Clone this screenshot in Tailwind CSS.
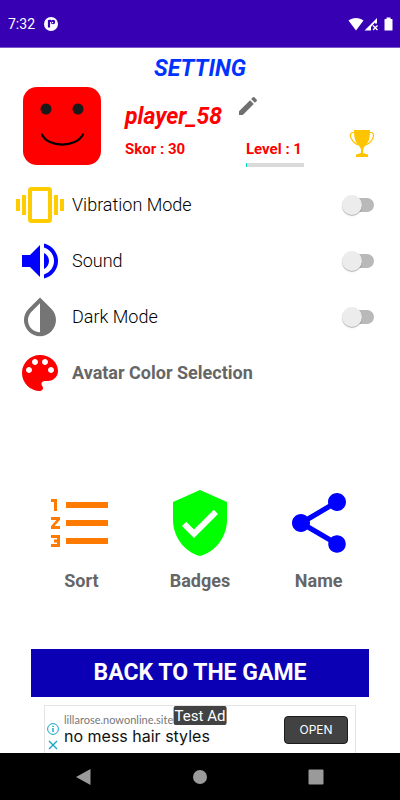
<!DOCTYPE html>
<html lang="en">
<head>
    <meta charset="UTF-8">
    <meta name="viewport" content="width=device-width, initial-scale=1.0">
    <title>Setting</title>
    <script src="https://cdn.jsdelivr.net/npm/@tailwindcss/browser@4"></script>
</head>
<body class="bg-white font-['Roboto',sans-serif] min-h-screen flex flex-col">

    <!-- status bar -->
    <header class="bg-[#3700b3] h-12 pl-2 pr-1 flex items-center text-white border-b border-[#7a58cc]">
        <span class="text-sm">7:32</span>
        <svg class="w-4 h-4 ml-2" viewBox="0 0 16 16">
            <circle cx="8" cy="8" r="7" fill="#fff"/>
            <path d="M6 4v7.500M6 4.800h2" stroke="#3700b3" stroke-width="2.200" fill="none"/>
            <circle cx="10" cy="6" r="2.200" fill="#3700b3"/>
            <circle cx="9.500" cy="6.500" r=".8" fill="#fff"/>
        </svg>
        <svg class="w-4 h-4 ml-auto" viewBox="0 0 16 16" fill="#fff">
            <path d="M8 14.500L.5 4.500C4.500 1 11.500 1 15.500 4.500z"/>
        </svg>
        <svg class="w-4 h-4" viewBox="0 0 16 16" fill="#fff">
            <path d="M.5 14.500L13 2v5.500h-2V6.500L7 11v3.500z"/>
            <path d="M9 9.500l4.500 4.500M13.500 9.500l-4.500 4.500" stroke="#fff" stroke-width="1.400"/>
        </svg>
        <svg class="w-4 h-4" viewBox="0 0 16 16" fill="#fff">
            <path d="M6.500 1.500h4V3h1.500q.5 0 .5.500v10.500q0 .5-.5.500h-7q-.5 0-.5-.5V3.500Q4.500 3 5 3h1.500z"/>
        </svg>
    </header>

    <main class="flex-1 flex flex-col">
        <h1 class="mt-[5px] h-8 leading-8 text-[23px] font-bold italic text-center text-[#0033ff]">SETTING</h1>

        <!-- player -->
        <section class="flex items-start pl-[23px] pr-6 mt-0.5">
            <svg class="w-[78px] h-[78px] shrink-0" viewBox="0 0 78 78">
                <rect width="78" height="78" rx="14" fill="#ff0000"/>
                <circle cx="23" cy="22" r="5.500" fill="#1a1a1a"/>
                <circle cx="55" cy="22" r="5.500" fill="#1a1a1a"/>
                <path d="M19 47.500C25 61 53 61 60 47.500" fill="none" stroke="#000" stroke-width="2.200" stroke-linecap="round"/>
            </svg>
            <div class="ml-6 flex-1 text-[#ff0000]">
                <div class="flex items-start h-11">
                    <h2 class="mt-3.5 leading-8 text-[23px] font-bold italic">player_58</h2>
                    <button class="ml-3.5 mt-[7px]" aria-label="Edit name">
                        <svg class="w-6 h-6" viewBox="0 0 24 24" fill="#707070">
                            <path d="M3 17.250V21h3.750L17.810 9.940l-3.750-3.750L3 17.250zM20.710 7.040a1 1 0 0 0 0-1.410l-2.340-2.340a1 1 0 0 0-1.410 0l-1.830 1.830 3.750 3.750 1.830-1.830z"/>
                        </svg>
                    </button>
                </div>
                <div class="flex items-start pt-2">
                    <p class="w-[121px] text-[15px] leading-5 font-bold">Skor : 30</p>
                    <div>
                        <p class="text-[15px] leading-5 font-bold">Level : 1</p>
                        <div class="mt-1 h-1 w-[58px] bg-[#dadada]" role="progressbar" aria-label="Level" aria-valuenow="2">
                            <div class="h-full bg-[#03dac5]" style="width: 2%"></div>
                        </div>
                    </div>
                    <svg class="ml-auto -mt-3 w-7 h-8" viewBox="0 0 28 32">
                        <path d="M7 5.500H4.500Q2 6 2.500 9.500 4 15 10 18M21 5.500h2.500Q26 6 25.500 9.500 24 15 18 18" fill="none" stroke="#ffc400" stroke-width="1.200"/>
                        <path d="M6 3h16q.5 11-5 16-2 2-2 4v3l5 1.500V30H8v-2.500L13 26v-3q0-2-2-4Q5.500 14 6 3z" fill="#ffc400"/>
                    </svg>
                </div>
            </div>
        </section>

        <!-- options -->
        <section class="mt-2.5 pl-4 pr-[26px] text-lg font-light text-black">
            <label class="flex items-center h-14">
                <svg class="w-12 h-12 mr-2" viewBox="0 0 24 24" fill="#ffcc00">
                    <path d="M0 15h2V9H0v6zm3 2h2V7H3v10zm19-8v6h2V9h-2zm-3 8h2V7h-2v10zM16.500 3h-9C6.670 3 6 3.670 6 4.500v15c0 .83.67 1.500 1.500 1.500h9c.83 0 1.500-.67 1.500-1.500v-15c0-.83-.67-1.500-1.500-1.500zM16 19H8V5h8v14z"/>
                </svg>
                Vibration Mode
                <input type="checkbox" class="appearance-none relative ml-auto w-8 h-5 before:absolute before:left-1 before:right-0 before:top-[3px] before:h-3.5 before:rounded-full before:bg-[#b9b9b9] after:absolute after:left-0 after:top-0 after:size-5 after:rounded-full after:bg-[#ececec] after:shadow-[0_1px_1px_rgba(0,0,0,0.3)] checked:after:left-3">
            </label>
            <label class="flex items-center h-14">
                <svg class="w-12 h-12 mr-2" viewBox="0 0 24 24" fill="#0000ff">
                    <path d="M3 9v6h4l5 5V4L7 9H3zm13.500 3c0-1.770-1.020-3.290-2.500-4.030v8.050c1.480-.73 2.500-2.250 2.500-4.020zM14 3.230v2.060c2.890.86 5 3.540 5 6.710s-2.110 5.850-5 6.710v2.060c4.010-.91 7-4.490 7-8.770s-2.990-7.860-7-8.770z"/>
                </svg>
                Sound
                <input type="checkbox" class="appearance-none relative ml-auto w-8 h-5 before:absolute before:left-1 before:right-0 before:top-[3px] before:h-3.5 before:rounded-full before:bg-[#b9b9b9] after:absolute after:left-0 after:top-0 after:size-5 after:rounded-full after:bg-[#ececec] after:shadow-[0_1px_1px_rgba(0,0,0,0.3)] checked:after:left-3">
            </label>
            <label class="flex items-center h-14">
                <svg class="w-12 h-12 mr-2" viewBox="0 0 24 24" fill="#757575">
                    <path d="M17.660 7.930L12 2.270 6.340 7.930c-3.120 3.120-3.120 8.190 0 11.310C7.900 20.800 9.950 21.580 12 21.580s4.100-.78 5.660-2.340c3.120-3.120 3.120-8.190 0-11.310zM12 19.590c-1.600 0-3.110-.62-4.240-1.760C6.620 16.690 6 15.190 6 13.590s.62-3.110 1.760-4.240L12 5.100v14.490z"/>
                </svg>
                Dark Mode
                <input type="checkbox" class="appearance-none relative ml-auto w-8 h-5 before:absolute before:left-1 before:right-0 before:top-[3px] before:h-3.5 before:rounded-full before:bg-[#b9b9b9] after:absolute after:left-0 after:top-0 after:size-5 after:rounded-full after:bg-[#ececec] after:shadow-[0_1px_1px_rgba(0,0,0,0.3)] checked:after:left-3">
            </label>
            <button class="flex items-center h-14 w-full font-bold text-[#666666]">
                <svg class="w-12 h-12 mr-2" viewBox="0 0 24 24" fill="#ff0000">
                    <path d="M12 3c-4.970 0-9 4.030-9 9s4.030 9 9 9c.83 0 1.500-.67 1.500-1.500 0-.39-.15-.74-.39-1.010-.23-.26-.38-.61-.38-.99 0-.83.67-1.500 1.500-1.500H16c2.760 0 5-2.240 5-5 0-4.420-4.030-8-9-8zm-5.500 9c-.83 0-1.500-.67-1.500-1.500S5.670 9 6.500 9 8 9.670 8 10.500 7.330 12 6.500 12zm3-4C8.670 8 8 7.330 8 6.500S8.670 5 9.500 5s1.500.67 1.500 1.500S10.330 8 9.500 8zm5 0c-.83 0-1.500-.67-1.500-1.500S13.670 5 14.500 5s1.500.67 1.500 1.500S15.330 8 14.500 8zm3 4c-.83 0-1.500-.67-1.500-1.500S16.670 9 17.500 9s1.500.67 1.500 1.500-.67 1.500-1.500 1.500z"/>
                </svg>
                Avatar Color Selection
            </button>
        </section>

        <!-- shortcuts -->
        <nav class="mt-auto mb-14 mx-[22px] grid grid-cols-3 text-lg leading-6 font-bold text-[#666666]">
            <button class="flex flex-col items-center gap-2.5">
                <svg class="w-18 h-18" viewBox="0 0 24 24" fill="#ff7b00">
                    <path d="M2 17h2v.5H3v1h1v.5H2v1h3v-4H2v1zm1-9h1V4H2v1h1v3zm-1 3h1.800L2 13.100v.9h3v-1H3.200L5 10.900V10H2v1zm5-6v2h14V5H7zm0 14h14v-2H7v2zm0-6h14v-2H7v2z"/>
                </svg>
                Sort
            </button>
            <button class="flex flex-col items-center gap-2.5">
                <svg class="w-18 h-18" viewBox="0 0 24 24" fill="#00ff00">
                    <path d="M12 1L3 5v6c0 5.550 3.840 10.740 9 12 5.160-1.260 9-6.450 9-12V5l-9-4zm-2 16l-4-4 1.410-1.410L10 14.170l6.590-6.590L18 9l-8 8z"/>
                </svg>
                Badges
            </button>
            <button class="flex flex-col items-center gap-2.5">
                <svg class="w-18 h-18" viewBox="0 0 24 24" fill="#0000ff">
                    <path d="M18 16.080c-.76 0-1.440.3-1.960.77L8.910 12.700c.05-.23.09-.46.09-.7s-.04-.47-.09-.7l7.050-4.110c.54.5 1.250.81 2.040.81 1.660 0 3-1.340 3-3s-1.340-3-3-3-3 1.340-3 3c0 .24.04.47.09.7L8.040 9.810C7.500 9.310 6.790 9 6 9c-1.660 0-3 1.340-3 3s1.340 3 3 3c.79 0 1.500-.31 2.040-.81l7.120 4.160c-.05.21-.08.43-.08.65 0 1.610 1.310 2.920 2.920 2.920s2.920-1.310 2.920-2.920-1.310-2.920-2.920-2.920z"/>
                </svg>
                Name
            </button>
        </nav>

        <button class="mx-[31px] h-12 bg-[#0c00b4] text-white text-[23px] font-bold">BACK TO THE GAME</button>

        <!-- ad banner -->
        <aside class="relative mt-2 mx-11 h-12 border border-b-0 border-[#e4e4e4] flex items-center">
            <div class="w-[19px] pt-3.5 pr-1 flex flex-col items-center gap-1">
                <svg class="w-3 h-3" viewBox="0 0 12 12" fill="none" stroke="#13a5c9">
                    <circle cx="6" cy="6" r="5.400"/>
                    <path d="M6 5v4M6 2.800v1.300" stroke-width="1.400"/>
                </svg>
                <svg class="w-3 h-3" viewBox="0 0 12 12" fill="none" stroke="#13a5c9">
                    <path d="M2 2l8 8M10 2l-8 8" stroke-width="1.300"/>
                </svg>
            </div>
            <div class="whitespace-nowrap">
                <p class="text-[11px] leading-3 text-[#777777] font-['Lato',sans-serif]">lillarose.nowonline.site</p>
                <p class="text-base leading-5 text-[#111111] font-['Inter',sans-serif]">no mess hair styles</p>
            </div>
            <button class="ml-auto mr-[7px] w-16 h-7 rounded-sm bg-[#424242] border border-[#1c1c1c] text-white text-xs font-['Inter',sans-serif]">OPEN</button>
            <span class="absolute top-0 left-1/2 -translate-x-1/2 h-[19px] px-px rounded-xs bg-[#424242] text-white text-[15px] leading-5 whitespace-nowrap">Test Ad</span>
        </aside>
    </main>

    <!-- system navigation -->
    <footer class="bg-black h-[47px] px-[76px] flex items-center justify-between">
        <button aria-label="Back">
            <svg class="w-4 h-4" viewBox="0 0 16 16" fill="#9a9a9a"><path d="M0 8L14.500 0v16z"/></svg>
        </button>
        <button aria-label="Home">
            <svg class="w-4 h-4" viewBox="0 0 16 16" fill="#9a9a9a"><circle cx="8" cy="8" r="7"/></svg>
        </button>
        <button aria-label="Recent apps">
            <svg class="w-4 h-4" viewBox="0 0 16 16" fill="#9a9a9a"><rect x=".5" y=".5" width="15" height="15" rx="1"/></svg>
        </button>
    </footer>

</body>
</html>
——
Return exactly what appears from the opening line of the material through the line with "font-['Roboto',sans-serif] min-h-screen flex", apart from the pictures.

• Response below:
Clone this screenshot in Tailwind CSS.
<!DOCTYPE html>
<html lang="en">
<head>
    <meta charset="UTF-8">
    <meta name="viewport" content="width=device-width, initial-scale=1.0">
    <title>Setting</title>
    <script src="https://cdn.jsdelivr.net/npm/@tailwindcss/browser@4"></script>
</head>
<body class="bg-white font-['Roboto',sans-serif] min-h-screen flex flex-col">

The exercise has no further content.